During its short existence, Action Montreal was supported by three councillors: Nick Auf der Maur, Gérard Legault, and Vittorio Capparelli. The party could have formed the official opposition in March 1994 had it sought official recognition from council, but Beauchamp said that he did not wanthis party to achieve this status with councillors who had previously been elected for other parties. As such, Auf der Maur, Legault, and Capparelli officially served as independents.

Action Montreal advocated conservative views on economic issues. Beauchamp criticized the salaries of Montreal's civil servants at the party's launch and suggested that some positions could be abolished. He later suggested that services such as aqueducts, roads, swimming pools, and libraries could be run by the private sector or as private-public partnerships. Some opponents criticized the party's focus on business issues and described Beauchamp as little more than a representative of the city's business lobby.

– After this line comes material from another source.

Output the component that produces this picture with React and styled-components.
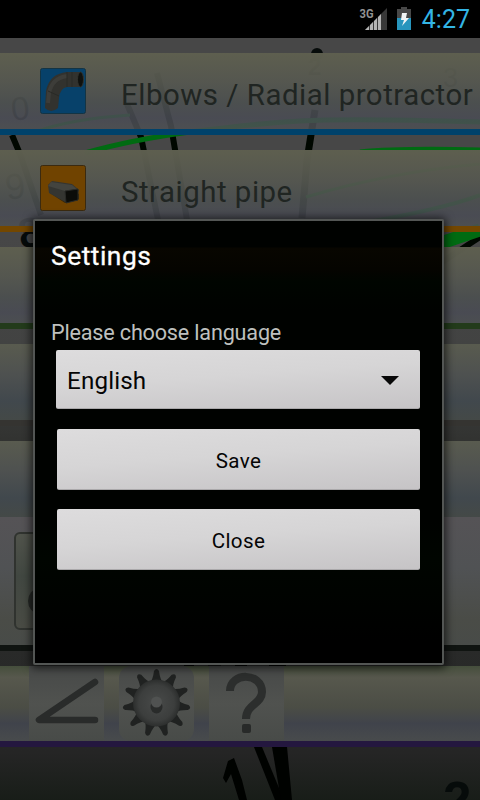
import React, { useState } from "react";
import styled, { createGlobalStyle } from "styled-components";

const GlobalStyle = createGlobalStyle`
  * {
    box-sizing: border-box;
  }
  body {
    margin: 0;
    background: #000;
    font-family: Roboto, "Noto Sans", sans-serif;
  }
`;

const Screen = styled.div`
  position: relative;
  width: 480px;
  height: 800px;
  overflow: hidden;
  display: flex;
  flex-direction: column;
  background: #000;
`;

const StatusBar = styled.header`
  height: 38px;
  flex: none;
  display: flex;
  justify-content: flex-end;
  align-items: flex-start;
  padding: 6px 10px 0 0;
  background: #000;
`;

const StatusIcons = styled.svg`
  display: block;
  margin-right: 9px;
`;

const Clock = styled.span`
  color: #33b5e5;
  font-size: 25px;
  line-height: 28px;
`;

const Page = styled.main`
  position: relative;
  flex: 1;
  padding-top: 15px;
  background: linear-gradient(
    #474747 0,
    #474747 200px,
    #414241 330px,
    #323331 400px,
    #292a29 610px,
    #252525 715px,
    #181d18 762px
  );
`;

const Backdrop = styled.svg`
  position: absolute;
  left: 0;
  top: 0;
`;

const Row = styled.div`
  position: relative;
  display: flex;
  align-items: center;
  height: 82px;
  margin-bottom: 15px;
  padding-left: 40px;
  border-bottom: 6px solid ${props => props.line};
  background: ${props =>
    props.fill ||
    "linear-gradient(rgba(94,95,79,.99), rgba(85,87,80,.94) 40%, rgba(76,80,80,.89) 66%, rgba(74,76,85,.86) 86%, rgba(77,80,83,.86))"};
  background-clip: padding-box;
`;

const RowIcon = styled.svg`
  flex: none;
  width: 46px;
  height: 46px;
`;

const RowLabel = styled.span`
  margin-left: 35px;
  padding-top: 8px;
  white-space: nowrap;
  font-size: 29.4px;
  letter-spacing: 0.52px;
  color: #202522;
`;

const PhotoRow = styled(Row)`
  height: 134px;
  margin-top: -21px;
  padding-left: 14px;
  padding-bottom: 1px;
`;

const PhotoFrame = styled.div`
  display: flex;
  align-items: center;
  width: 98px;
  height: 98px;
  padding: 40px 0 0 12px;
  border: 2px solid #30332f;
  border-radius: 6px;
  background: linear-gradient(#50534b, #414741 45%, #494b44);
`;

const Knob = styled.div`
  width: 20px;
  height: 24px;
  border-radius: 50%;
  background: #252825;
`;

const ToolRow = styled(Row)`
  height: 81px;
  padding-left: 29px;
  gap: 15px;
  margin-bottom: 0;
`;

const Tool = styled.button`
  width: 75px;
  height: 75px;
  padding: 0;
  border: 0;
  border-radius: ${props => (props.round ? 12 : 0)}px;
  background: linear-gradient(#474948, #50524f 50%, #484b48);

  svg {
    display: block;
  }
`;

const Dialog = styled.section`
  position: absolute;
  left: 33px;
  top: 219px;
  width: 411px;
  height: 446px;
  padding: 19px 22px 0 16px;
  border: 2px solid #535654;
  border-radius: 2px;
  background: linear-gradient(#000200, #000200 26px, #080600 27px, #050400 48px, #000500 60px, #000200 90px, #000200 300px, #000500 338px, #000 420px);
  box-shadow: 0 1px 9px 2px rgba(0, 0, 0, 0.65);
`;

const Title = styled.h1`
  margin: 0;
  height: 32px;
  line-height: 32px;
  font-size: 26.4px;
  font-weight: 400;
  letter-spacing: 0.5px;
  color: #fff;
  -webkit-text-stroke: 0.3px #fff;
`;

const Caption = styled.label`
  display: block;
  margin-top: 49px;
  height: 29px;
  line-height: 24px;
  font-size: 21.6px;
  letter-spacing: -0.18px;
  color: #bec0be;
`;

const Surface = styled.button`
  display: flex;
  align-items: center;
  justify-content: center;
  width: 363px;
  height: 61px;
  margin: 0 0 19px 6px;
  padding: 3px 0 0;
  border: 0;
  border-bottom: 1px solid #aaa8aa;
  border-radius: 2px;
  background: linear-gradient(176deg, #dddcdd, #d6d5d6 45%, #c6c4c6);
  font-family: inherit;
  font-size: 20.6px;
  letter-spacing: 0.4px;
  color: #050505;
`;

const Picker = styled(Surface)`
  justify-content: space-between;
  width: 364px;
  height: 59px;
  margin: 0 0 20px 5px;
  padding: 3px 21px 0 11px;
  font-size: 24.2px;
  letter-spacing: 0.15px;
`;

const Arrow = styled.span`
  border: 9px solid transparent;
  border-top-color: #080808;
  border-bottom: 0;
`;

const StatusGlyphs = () => (
  <StatusIcons width="54" height="26" viewBox="0 0 54 26">
    <text x="0.500" y="11.5" fontSize="13" fontWeight="700" fill="#929292" textLength="14" lengthAdjust="spacingAndGlyphs">3G</text>
    <path d="M6 24 28 2V24Z" fill="#383838" />
    <path d="M6 24 10 20V24ZM11 19 14 16V24H11ZM15 15 18 12V24H15ZM19 11 22 8V24H19Z" fill="#b5b5b5" />
    <path d="M38 3h4V1h6v2h4v21H38Z" fill="#484848" />
    <path d="M38 12H52V24H38Z" fill="#2795bd" />
    <path d="M43 7h5l-1 5h3l-7 8 2-6h-3Z" fill="#f2f5f6" />
  </StatusIcons>
);

// Dial face that shows between and through the rows
const DialFace = () => (
  <Backdrop width="480" height="762" viewBox="0 38 480 762" fill="none">
    <g stroke="#000700" strokeWidth="6">
      <path d="M12 135 20 154 41 215" />
      <path d="M127 104 141 137 158 220M157 73 171 126 187 220" />
      <path d="M315 110 307 160 302 218" strokeWidth="7" />
      <path d="M436 266 480 237" />
    </g>
    <g stroke="#006b12" strokeWidth="5">
      <path d="M35 132Q70 119 130 115" strokeWidth="3" />
      <path d="M85 153Q130 140 190 132T300 121T480 122" />
      <path d="M306 197Q390 172 480 164" strokeWidth="3" />
      <path d="M360 152Q400 148 480 150" />
      <path d="M350 225Q440 210 480 195" strokeWidth="4" />
      <path d="M441 243 480 230" strokeWidth="13" />
    </g>
    <g fill="#060b0a" fontFamily="Liberation Sans" fontWeight="700">
      <circle cx="317" cy="54" r="6" />
      <text x="11" y="120" fontSize="33" fontWeight="400" transform="rotate(-6 18 108)">0</text>
      <text x="5" y="199" fontSize="36" fontWeight="400" transform="rotate(-8 14 185)">9</text>
      <text x="18" y="247" fontSize="42" transform="rotate(-10 29 230)">8</text>
      <text x="443" y="87" fontSize="27" fontWeight="400">3</text>
      <text x="308" y="75" fontSize="24">2</text>
      <text x="443" y="818" fontSize="51">2</text>
    </g>
    <g fill="#000200">
      <path d="M254 747H262L284 800H275Z" />
      <path d="M272 747H287L292 800H281Z" />
      <path d="M223 778 228 761 234 758 242 780 247 800H239L231 774 226 783Z" />
    </g>
    <path d="M184 664h10M208 663h13M235 664h12M269 664h17" stroke="#000" strokeWidth="5" />
  </Backdrop>
);

const ElbowIcon = () => (
  <RowIcon viewBox="0 0 46 46">
    <rect x=".5" y=".5" width="45" height="45" rx="2" fill="#07416a" stroke="#143444" />
    <path d="M5 40 6 23Q9 6 27 4H41V19H27Q20 20 19 30L18 40Q11 46 5 40Z" fill="#32322e" />
    <path d="M8 35 9 25Q12 10 27 8" fill="none" stroke="#3d3d39" strokeWidth="4" />
    <path d="M27 4V19M32 4V19M8 23 19 28" stroke="#292a26" />
    <ellipse cx="40.500" cy="11.500" rx="3" ry="7.500" fill="#10110e" stroke="#31332e" />
  </RowIcon>
);

const PipeIcon = () => (
  <RowIcon viewBox="0 0 46 46">
    <rect x=".5" y=".5" width="45" height="45" rx="2" fill="#704300" stroke="#3b2a10" />
    <path d="M10 28 25 38 39 34V29L20 21Z" fill="#382606" />
    <path d="M8 20 12 16 32 19 39 25 34 36 25 37 9 28Z" fill="#343531" />
    <path d="M11 17 32 20 37 24 25 26 8 21Z" fill="#43443f" />
    <path d="M25 26 38 24 38 35 26 38Z" fill="#0b0c09" stroke="#292a27" />
  </RowIcon>
);

const AngleIcon = () => (
  <svg width="75" height="75" viewBox="0 0 75 75">
    <path d="M66 16 10 54H66" fill="none" stroke="#292b2a" strokeWidth="6.500" strokeLinecap="round" strokeLinejoin="round" />
  </svg>
);

const GearIcon = () => (
  <svg width="75" height="75" viewBox="0 0 75 75">
    <defs>
      <radialGradient id="gear">
        <stop offset=".2" stopColor="#454746" />
        <stop offset=".75" stopColor="#3c3e3d" />
        <stop offset="1" stopColor="#2c2e2d" />
      </radialGradient>
    </defs>
    {[...Array(11)].map((_, i) => (
      <path
        key={i}
        d="M31 17Q34 13 35 5Q37.500 1 40 5Q41 13 44 17Z"
        fill="#202221"
        transform={`rotate(${(i * 360) / 11} 37.500 37)`}
      />
    ))}
    <circle cx="37.500" cy="37" r="23.500" fill="url(#gear)" />
    <ellipse cx="37.500" cy="41" rx="6" ry="6.500" fill="#292b2a" />
    <circle cx="37.500" cy="36" r="5.500" fill="#505251" />
  </svg>
);

const HelpIcon = () => (
  <svg width="75" height="75" viewBox="0 0 75 75">
    <path d="M21 25C21 6 53 6 53 26C53 38 37 38 37 53" fill="none" stroke="#2c2e2d" strokeWidth="8" />
    <rect x="33" y="58" width="9" height="9" rx="2" fill="#282a29" />
  </svg>
);

const lowerFill = "linear-gradient(#595b4f, #4e5150 40%, #41484d 75%, #444947)";

function App() {
  const [language] = useState("English");

  return (
    <>
      <GlobalStyle />
      <Screen>
        <StatusBar>
          <StatusGlyphs />
          <Clock>4:27</Clock>
        </StatusBar>
        <Page>
          <DialFace />
          <Row line="#00426b">
            <ElbowIcon />
            <RowLabel>Elbows / Radial protractor</RowLabel>
          </Row>
          <Row line="#734700">
            <PipeIcon />
            <RowLabel>Straight pipe</RowLabel>
          </Row>
          <Row line="#233b1b" />
          <Row line="#353431" fill={lowerFill} />
          <Row line="transparent" fill={lowerFill} />
          <PhotoRow line="#101411" fill="linear-gradient(#555356, #505254 40%, #4a4c47 80%, #484b48)">
            <PhotoFrame>
              <Knob />
            </PhotoFrame>
          </PhotoRow>
          <ToolRow line="#24173f" fill="linear-gradient(#454e3c, #57584d 15%, #4b4d45 55%, #40434b 77%, #484b4c)">
            <Tool><AngleIcon /></Tool>
            <Tool round><GearIcon /></Tool>
            <Tool><HelpIcon /></Tool>
          </ToolRow>
        </Page>
        <Dialog>
          <Title>Settings</Title>
          <Caption>Please choose language</Caption>
          <Picker>
            {language}
            <Arrow />
          </Picker>
          <Surface>Save</Surface>
          <Surface>Close</Surface>
        </Dialog>
      </Screen>
    </>
  );
}

export default App;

One of the Action Montreal's founding members was Michel Pallascio, a former chair of the Montreal Catholic School Commission who had once suggested that Quebec should only accept immigrants with values reflecting the province's "Judeo-Christian" majority, a comment that was seen as intolerant toward immigrants from other backgrounds. Pallascio resigned from the party at Beauchamp's request after his past comments were highlighted in the media.

==Dissolution==
Action Montreal ceased operations on April 5, 1994, when Beauchamp announced his resignation from the mayoral contest and gave his support to prospective Vision Montreal candidate Pierre Bourque. Shortly before his resignation, a Le Devoir poll indicated that Beauchamp was in fourth place among declared or likely mayoral candidates. Many Action Montreal members later joined either Vision Montreal or the Montrealers' Party.